WHAT YOU HAVE TO DO:
In how many lines of the data does the word "this" appear? Give the number by itself.

INFORMATION SHOWN:

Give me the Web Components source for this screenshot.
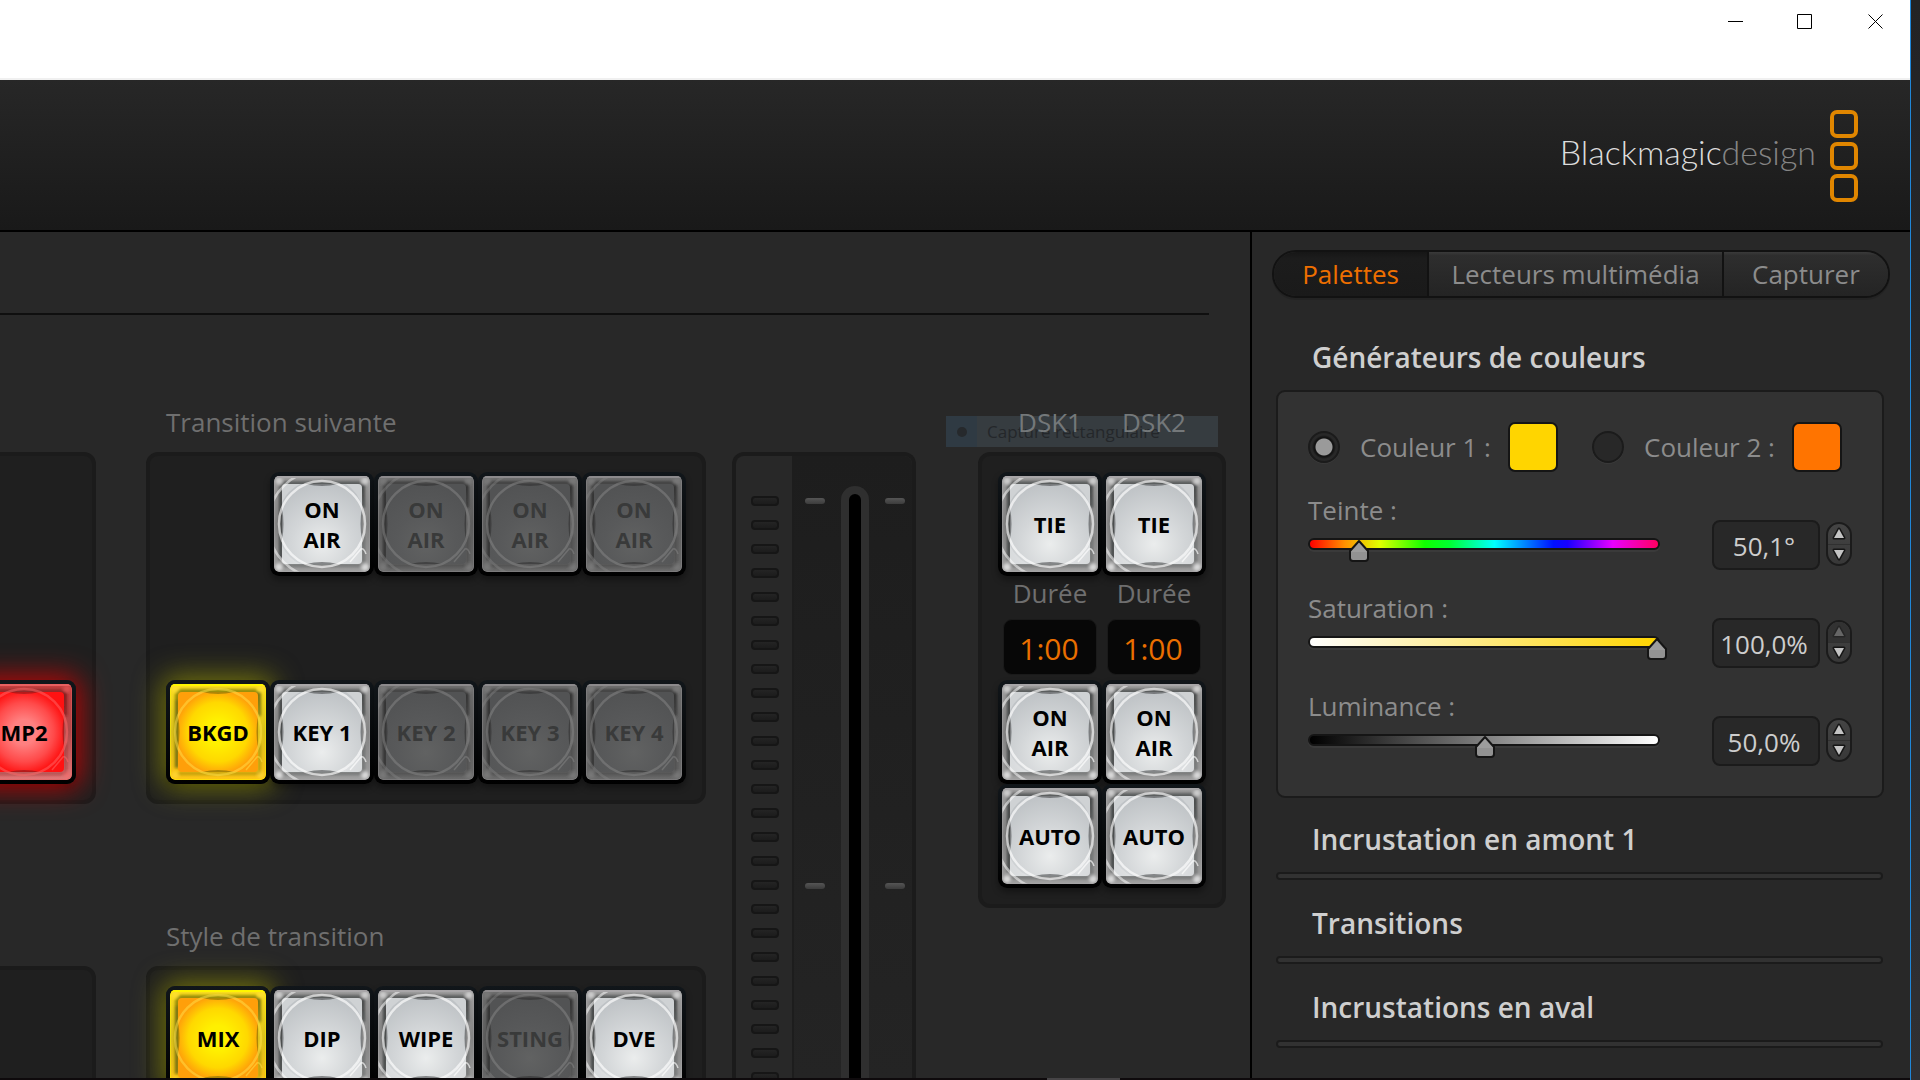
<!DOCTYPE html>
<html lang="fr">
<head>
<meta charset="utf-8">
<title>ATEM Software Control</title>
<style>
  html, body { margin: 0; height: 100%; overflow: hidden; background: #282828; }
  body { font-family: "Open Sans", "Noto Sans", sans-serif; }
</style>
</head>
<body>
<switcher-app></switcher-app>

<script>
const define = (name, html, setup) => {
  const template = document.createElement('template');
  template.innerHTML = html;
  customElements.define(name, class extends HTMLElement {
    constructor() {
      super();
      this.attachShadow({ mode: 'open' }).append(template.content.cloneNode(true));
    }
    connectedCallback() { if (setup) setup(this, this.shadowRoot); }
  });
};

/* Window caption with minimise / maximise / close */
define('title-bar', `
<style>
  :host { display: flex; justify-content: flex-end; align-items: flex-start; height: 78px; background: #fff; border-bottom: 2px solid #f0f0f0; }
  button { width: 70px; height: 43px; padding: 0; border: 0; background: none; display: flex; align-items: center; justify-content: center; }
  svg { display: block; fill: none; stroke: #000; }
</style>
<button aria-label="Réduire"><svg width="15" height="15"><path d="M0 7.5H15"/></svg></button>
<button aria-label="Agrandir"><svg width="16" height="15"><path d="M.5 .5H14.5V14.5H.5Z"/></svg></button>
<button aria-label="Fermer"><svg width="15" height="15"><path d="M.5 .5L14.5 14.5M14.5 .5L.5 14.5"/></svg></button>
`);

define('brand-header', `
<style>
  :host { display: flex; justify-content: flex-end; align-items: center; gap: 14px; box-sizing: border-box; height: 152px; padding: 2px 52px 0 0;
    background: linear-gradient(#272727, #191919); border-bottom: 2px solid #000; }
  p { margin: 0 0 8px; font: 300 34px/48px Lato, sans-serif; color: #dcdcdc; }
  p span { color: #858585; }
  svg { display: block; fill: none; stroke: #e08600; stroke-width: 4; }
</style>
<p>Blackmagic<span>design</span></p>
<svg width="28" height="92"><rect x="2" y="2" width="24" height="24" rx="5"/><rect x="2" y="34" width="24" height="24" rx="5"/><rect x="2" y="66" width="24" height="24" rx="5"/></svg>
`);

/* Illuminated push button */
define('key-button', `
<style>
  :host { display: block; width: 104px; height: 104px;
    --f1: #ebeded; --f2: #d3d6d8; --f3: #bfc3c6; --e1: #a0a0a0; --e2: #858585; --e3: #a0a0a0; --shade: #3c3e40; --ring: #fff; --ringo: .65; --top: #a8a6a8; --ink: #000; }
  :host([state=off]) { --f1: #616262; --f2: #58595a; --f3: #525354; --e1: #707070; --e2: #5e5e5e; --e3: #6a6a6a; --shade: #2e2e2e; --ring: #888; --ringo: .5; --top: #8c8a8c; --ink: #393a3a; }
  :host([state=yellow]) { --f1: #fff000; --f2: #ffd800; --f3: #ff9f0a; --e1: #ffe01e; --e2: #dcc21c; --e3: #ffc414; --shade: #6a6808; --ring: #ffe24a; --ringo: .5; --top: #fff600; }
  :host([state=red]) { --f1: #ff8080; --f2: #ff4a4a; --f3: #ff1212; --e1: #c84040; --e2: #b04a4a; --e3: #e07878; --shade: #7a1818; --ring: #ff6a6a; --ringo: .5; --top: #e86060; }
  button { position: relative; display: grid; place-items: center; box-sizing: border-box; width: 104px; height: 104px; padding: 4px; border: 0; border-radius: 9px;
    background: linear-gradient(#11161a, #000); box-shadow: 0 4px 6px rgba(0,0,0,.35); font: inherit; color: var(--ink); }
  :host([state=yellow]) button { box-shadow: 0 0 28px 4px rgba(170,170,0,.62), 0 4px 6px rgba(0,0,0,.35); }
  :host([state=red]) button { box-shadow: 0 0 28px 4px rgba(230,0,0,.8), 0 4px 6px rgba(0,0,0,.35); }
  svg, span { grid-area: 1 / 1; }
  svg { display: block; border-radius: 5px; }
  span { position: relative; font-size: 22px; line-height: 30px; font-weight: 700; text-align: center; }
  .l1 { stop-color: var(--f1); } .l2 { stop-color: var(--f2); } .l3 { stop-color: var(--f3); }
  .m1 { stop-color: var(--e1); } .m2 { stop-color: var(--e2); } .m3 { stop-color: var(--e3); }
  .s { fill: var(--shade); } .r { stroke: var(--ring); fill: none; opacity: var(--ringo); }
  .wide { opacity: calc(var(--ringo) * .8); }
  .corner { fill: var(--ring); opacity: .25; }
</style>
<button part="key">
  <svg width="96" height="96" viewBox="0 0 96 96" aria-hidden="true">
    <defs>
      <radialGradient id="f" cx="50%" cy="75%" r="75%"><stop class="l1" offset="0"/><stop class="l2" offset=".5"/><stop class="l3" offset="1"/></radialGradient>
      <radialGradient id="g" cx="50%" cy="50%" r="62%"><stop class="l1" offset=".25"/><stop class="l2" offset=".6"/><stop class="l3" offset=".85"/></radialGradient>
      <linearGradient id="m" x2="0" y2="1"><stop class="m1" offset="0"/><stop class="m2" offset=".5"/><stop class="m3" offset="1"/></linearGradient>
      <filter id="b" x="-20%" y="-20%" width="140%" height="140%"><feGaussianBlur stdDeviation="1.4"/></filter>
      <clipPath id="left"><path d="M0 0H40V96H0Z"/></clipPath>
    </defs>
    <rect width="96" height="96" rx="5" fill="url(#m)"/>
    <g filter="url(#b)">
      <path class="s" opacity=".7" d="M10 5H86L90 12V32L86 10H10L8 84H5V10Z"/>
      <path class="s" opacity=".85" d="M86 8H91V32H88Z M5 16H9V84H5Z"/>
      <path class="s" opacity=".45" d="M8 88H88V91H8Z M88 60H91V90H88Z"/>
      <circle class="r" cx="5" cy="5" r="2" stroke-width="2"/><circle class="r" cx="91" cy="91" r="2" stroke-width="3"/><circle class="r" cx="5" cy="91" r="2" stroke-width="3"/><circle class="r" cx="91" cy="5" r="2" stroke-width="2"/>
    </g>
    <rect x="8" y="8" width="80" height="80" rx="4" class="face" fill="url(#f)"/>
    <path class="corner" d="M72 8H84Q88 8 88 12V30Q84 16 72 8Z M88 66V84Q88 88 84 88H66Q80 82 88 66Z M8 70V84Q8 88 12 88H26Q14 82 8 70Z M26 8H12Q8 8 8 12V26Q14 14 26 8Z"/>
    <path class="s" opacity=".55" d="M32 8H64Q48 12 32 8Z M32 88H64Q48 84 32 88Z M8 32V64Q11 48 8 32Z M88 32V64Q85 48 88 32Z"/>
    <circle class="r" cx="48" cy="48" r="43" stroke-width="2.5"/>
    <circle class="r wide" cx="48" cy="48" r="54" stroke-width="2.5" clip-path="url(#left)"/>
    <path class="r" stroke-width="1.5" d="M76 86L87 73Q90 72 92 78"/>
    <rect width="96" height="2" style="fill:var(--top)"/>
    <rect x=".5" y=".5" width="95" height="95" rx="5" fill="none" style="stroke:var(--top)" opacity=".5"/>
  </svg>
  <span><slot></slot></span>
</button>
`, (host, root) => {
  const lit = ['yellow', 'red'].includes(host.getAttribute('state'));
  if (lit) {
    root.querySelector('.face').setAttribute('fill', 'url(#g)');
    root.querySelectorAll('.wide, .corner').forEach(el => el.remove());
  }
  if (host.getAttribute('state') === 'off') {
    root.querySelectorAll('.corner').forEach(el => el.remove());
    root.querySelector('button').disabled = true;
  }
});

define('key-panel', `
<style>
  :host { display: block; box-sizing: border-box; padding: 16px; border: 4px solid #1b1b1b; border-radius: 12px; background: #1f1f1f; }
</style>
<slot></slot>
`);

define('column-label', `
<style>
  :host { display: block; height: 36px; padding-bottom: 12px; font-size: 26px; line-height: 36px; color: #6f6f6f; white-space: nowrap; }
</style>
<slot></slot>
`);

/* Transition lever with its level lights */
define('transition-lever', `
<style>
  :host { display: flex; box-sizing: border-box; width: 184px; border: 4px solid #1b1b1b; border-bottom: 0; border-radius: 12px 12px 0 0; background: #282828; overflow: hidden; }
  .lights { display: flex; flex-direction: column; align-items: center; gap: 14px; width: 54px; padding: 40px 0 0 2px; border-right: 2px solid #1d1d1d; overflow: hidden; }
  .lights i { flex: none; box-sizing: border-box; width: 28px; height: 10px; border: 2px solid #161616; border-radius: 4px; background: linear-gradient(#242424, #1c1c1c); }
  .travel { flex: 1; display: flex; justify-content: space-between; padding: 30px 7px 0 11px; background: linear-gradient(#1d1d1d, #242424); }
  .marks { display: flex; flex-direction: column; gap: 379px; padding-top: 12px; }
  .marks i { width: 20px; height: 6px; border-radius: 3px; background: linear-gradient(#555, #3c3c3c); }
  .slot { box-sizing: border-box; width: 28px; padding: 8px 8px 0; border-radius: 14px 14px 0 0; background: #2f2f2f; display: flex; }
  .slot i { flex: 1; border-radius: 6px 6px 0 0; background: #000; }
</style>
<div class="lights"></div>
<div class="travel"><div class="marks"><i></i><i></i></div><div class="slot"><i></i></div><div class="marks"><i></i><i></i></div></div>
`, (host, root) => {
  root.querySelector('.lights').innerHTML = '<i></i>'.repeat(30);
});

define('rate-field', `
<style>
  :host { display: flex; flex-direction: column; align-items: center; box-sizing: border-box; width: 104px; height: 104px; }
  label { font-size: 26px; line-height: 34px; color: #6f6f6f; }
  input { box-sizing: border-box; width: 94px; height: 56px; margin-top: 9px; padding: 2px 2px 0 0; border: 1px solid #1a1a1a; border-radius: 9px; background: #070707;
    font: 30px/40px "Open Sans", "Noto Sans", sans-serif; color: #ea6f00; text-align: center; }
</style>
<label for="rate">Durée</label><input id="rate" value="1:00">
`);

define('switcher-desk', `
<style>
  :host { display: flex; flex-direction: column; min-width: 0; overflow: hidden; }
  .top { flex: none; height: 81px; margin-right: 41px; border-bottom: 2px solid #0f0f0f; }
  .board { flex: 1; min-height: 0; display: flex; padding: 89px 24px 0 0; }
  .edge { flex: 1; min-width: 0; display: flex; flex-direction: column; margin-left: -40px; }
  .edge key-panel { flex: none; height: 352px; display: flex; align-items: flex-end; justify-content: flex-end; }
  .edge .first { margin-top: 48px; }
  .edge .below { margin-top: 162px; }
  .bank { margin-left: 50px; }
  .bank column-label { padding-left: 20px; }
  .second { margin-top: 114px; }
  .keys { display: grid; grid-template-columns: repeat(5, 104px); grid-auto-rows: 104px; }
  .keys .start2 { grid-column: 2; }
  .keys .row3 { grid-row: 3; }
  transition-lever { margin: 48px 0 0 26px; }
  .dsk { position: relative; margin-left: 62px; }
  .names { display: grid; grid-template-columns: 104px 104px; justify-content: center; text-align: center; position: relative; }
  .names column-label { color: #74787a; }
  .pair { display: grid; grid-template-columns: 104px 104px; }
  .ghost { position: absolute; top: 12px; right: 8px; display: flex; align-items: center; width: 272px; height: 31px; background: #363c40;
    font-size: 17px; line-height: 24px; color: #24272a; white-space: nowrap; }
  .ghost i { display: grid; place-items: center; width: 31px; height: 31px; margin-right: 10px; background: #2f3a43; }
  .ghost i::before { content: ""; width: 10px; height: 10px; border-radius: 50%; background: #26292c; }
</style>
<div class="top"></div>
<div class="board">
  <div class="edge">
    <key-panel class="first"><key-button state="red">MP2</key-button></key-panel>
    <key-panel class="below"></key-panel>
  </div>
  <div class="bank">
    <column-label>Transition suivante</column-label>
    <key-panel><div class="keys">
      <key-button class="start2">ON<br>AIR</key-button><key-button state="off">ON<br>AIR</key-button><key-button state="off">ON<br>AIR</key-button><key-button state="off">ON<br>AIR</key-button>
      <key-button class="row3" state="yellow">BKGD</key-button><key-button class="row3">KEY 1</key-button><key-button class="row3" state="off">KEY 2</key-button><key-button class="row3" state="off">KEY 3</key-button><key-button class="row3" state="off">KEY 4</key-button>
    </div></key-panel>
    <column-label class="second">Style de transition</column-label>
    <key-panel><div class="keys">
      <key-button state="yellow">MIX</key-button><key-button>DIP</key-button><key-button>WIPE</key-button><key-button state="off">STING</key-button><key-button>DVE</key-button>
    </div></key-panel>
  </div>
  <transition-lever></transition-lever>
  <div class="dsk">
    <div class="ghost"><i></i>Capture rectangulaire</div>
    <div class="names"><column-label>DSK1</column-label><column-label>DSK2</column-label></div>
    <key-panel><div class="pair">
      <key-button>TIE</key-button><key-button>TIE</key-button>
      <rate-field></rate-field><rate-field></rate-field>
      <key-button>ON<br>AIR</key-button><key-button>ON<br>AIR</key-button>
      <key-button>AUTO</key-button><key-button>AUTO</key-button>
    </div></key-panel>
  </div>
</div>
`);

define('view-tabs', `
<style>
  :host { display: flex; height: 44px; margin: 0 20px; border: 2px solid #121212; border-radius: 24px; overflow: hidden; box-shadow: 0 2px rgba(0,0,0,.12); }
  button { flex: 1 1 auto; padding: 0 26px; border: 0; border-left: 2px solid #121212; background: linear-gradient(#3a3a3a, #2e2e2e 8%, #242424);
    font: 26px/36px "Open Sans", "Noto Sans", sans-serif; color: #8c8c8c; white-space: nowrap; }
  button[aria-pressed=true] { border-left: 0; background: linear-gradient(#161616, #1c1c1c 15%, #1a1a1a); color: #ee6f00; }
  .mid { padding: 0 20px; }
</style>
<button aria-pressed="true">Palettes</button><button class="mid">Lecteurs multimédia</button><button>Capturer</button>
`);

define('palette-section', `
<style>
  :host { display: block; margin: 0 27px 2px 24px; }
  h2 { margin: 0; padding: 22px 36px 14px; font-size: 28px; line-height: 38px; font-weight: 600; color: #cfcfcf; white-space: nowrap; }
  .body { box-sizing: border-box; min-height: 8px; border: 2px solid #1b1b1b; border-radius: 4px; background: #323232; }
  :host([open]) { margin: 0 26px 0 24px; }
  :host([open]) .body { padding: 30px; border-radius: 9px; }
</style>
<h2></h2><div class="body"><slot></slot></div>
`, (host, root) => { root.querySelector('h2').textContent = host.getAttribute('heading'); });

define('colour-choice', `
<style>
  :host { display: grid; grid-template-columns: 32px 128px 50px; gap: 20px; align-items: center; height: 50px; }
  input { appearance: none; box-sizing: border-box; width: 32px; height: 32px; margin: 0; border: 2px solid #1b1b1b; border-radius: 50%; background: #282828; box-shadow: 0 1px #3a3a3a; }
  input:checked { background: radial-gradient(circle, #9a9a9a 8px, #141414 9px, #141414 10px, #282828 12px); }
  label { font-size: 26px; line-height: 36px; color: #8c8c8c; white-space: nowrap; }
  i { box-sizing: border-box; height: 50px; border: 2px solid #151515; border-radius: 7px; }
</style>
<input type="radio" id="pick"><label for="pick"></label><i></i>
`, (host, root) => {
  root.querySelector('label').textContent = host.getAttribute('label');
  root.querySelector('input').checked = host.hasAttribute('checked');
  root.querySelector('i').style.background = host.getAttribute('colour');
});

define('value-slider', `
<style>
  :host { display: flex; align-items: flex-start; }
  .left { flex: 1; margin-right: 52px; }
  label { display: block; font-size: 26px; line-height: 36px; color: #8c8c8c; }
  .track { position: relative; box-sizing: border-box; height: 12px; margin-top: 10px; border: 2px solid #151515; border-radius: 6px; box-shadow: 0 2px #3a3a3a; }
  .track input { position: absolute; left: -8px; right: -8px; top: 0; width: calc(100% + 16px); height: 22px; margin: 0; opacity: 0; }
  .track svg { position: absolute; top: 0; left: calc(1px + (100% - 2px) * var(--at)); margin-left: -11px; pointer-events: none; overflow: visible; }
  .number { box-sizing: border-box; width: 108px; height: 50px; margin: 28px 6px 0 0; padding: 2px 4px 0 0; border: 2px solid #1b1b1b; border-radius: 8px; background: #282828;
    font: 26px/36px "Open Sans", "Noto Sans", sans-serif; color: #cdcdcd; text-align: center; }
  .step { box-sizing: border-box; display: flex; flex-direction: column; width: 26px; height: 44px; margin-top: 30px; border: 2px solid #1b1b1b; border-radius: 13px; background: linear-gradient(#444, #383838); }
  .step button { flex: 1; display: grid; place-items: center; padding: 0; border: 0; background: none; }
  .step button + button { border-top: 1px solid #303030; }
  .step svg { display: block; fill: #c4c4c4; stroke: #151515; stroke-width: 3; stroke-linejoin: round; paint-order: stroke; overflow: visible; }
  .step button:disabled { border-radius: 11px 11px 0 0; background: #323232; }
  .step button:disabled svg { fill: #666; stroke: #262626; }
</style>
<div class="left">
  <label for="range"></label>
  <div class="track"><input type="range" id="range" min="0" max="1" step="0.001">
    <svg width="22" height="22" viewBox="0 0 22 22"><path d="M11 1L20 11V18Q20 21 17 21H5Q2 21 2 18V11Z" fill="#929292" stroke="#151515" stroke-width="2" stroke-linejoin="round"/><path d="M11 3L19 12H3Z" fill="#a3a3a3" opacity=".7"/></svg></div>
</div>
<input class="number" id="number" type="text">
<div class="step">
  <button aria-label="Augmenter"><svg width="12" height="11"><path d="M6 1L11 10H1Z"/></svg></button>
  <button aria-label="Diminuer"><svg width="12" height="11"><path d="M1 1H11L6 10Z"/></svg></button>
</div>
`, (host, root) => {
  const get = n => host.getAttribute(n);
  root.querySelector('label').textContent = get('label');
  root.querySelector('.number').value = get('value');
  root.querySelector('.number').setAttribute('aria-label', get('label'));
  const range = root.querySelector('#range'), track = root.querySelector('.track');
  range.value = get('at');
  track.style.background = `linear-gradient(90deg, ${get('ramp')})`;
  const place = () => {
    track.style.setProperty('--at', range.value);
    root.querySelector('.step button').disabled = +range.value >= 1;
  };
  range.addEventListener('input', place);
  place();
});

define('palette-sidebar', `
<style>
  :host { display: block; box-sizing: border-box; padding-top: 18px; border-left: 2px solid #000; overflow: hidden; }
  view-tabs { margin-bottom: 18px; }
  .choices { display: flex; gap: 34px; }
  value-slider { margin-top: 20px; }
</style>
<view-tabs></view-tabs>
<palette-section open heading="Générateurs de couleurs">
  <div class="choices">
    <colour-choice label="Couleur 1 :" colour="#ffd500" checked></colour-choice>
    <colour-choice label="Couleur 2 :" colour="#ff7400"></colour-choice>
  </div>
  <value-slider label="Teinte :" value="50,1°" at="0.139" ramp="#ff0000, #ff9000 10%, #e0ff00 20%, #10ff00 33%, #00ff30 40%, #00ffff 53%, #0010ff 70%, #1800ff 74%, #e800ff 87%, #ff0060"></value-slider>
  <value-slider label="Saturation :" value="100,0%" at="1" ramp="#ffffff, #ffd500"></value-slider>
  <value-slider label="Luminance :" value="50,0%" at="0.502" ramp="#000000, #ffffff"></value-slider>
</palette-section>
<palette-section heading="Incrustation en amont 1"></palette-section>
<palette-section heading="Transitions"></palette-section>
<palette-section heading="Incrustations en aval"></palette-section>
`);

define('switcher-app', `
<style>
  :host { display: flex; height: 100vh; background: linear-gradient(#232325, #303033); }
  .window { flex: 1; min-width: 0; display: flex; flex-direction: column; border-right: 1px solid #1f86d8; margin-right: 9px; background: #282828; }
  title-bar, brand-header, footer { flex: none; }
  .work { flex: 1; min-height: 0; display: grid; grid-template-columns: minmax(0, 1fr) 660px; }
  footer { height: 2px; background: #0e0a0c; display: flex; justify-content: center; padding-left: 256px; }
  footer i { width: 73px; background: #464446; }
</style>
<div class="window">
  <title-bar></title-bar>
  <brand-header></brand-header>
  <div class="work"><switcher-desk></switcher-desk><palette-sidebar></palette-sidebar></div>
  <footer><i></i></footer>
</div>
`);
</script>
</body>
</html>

ANSWER TO THE EXERCISE:
3